> **Given exercise**:
Pull out every line with the word "React".

* BEGIN *

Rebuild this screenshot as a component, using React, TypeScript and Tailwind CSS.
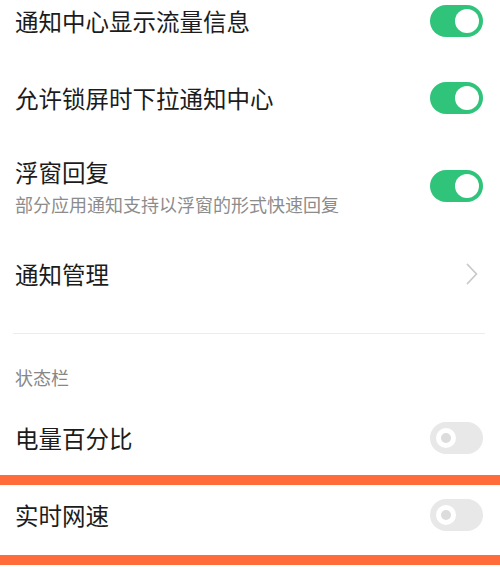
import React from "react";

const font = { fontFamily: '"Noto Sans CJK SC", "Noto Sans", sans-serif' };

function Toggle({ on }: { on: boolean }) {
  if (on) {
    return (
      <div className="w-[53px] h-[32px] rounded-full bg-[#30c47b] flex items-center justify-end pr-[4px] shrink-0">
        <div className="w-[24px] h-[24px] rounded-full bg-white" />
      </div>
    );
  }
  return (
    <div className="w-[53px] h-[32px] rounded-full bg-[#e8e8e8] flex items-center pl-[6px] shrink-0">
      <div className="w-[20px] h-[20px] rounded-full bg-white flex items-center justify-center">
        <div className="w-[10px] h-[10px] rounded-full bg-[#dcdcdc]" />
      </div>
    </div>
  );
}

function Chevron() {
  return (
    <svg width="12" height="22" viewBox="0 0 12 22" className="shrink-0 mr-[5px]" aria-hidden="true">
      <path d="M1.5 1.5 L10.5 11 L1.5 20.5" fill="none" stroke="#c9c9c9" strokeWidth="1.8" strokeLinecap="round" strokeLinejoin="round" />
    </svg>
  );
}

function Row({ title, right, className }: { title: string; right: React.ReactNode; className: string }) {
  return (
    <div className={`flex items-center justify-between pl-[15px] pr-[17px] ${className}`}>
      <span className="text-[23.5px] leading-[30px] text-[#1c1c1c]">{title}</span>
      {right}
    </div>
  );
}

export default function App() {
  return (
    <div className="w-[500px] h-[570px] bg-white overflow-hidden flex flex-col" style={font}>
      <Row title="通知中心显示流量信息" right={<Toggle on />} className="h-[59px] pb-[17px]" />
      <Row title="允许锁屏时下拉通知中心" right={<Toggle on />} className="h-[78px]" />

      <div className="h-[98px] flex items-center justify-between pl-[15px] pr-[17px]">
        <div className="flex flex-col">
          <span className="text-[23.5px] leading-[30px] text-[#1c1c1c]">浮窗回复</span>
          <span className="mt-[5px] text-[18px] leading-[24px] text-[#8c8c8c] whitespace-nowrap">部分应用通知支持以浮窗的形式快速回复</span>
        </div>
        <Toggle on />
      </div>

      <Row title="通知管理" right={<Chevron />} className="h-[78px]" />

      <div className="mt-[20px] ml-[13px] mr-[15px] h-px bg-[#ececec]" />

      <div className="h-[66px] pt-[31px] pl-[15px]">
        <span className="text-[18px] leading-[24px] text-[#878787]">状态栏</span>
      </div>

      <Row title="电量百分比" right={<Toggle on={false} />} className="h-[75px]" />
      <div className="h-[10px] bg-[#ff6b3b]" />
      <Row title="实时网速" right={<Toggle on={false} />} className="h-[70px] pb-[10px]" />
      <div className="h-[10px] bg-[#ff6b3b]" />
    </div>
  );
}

* END *

> **Complete answer**:
Rebuild this screenshot as a component, using React, TypeScript and Tailwind CSS.
import React from "react";
function Row({ title, right, className }: { title: string; right: React.ReactNode; className: string }) {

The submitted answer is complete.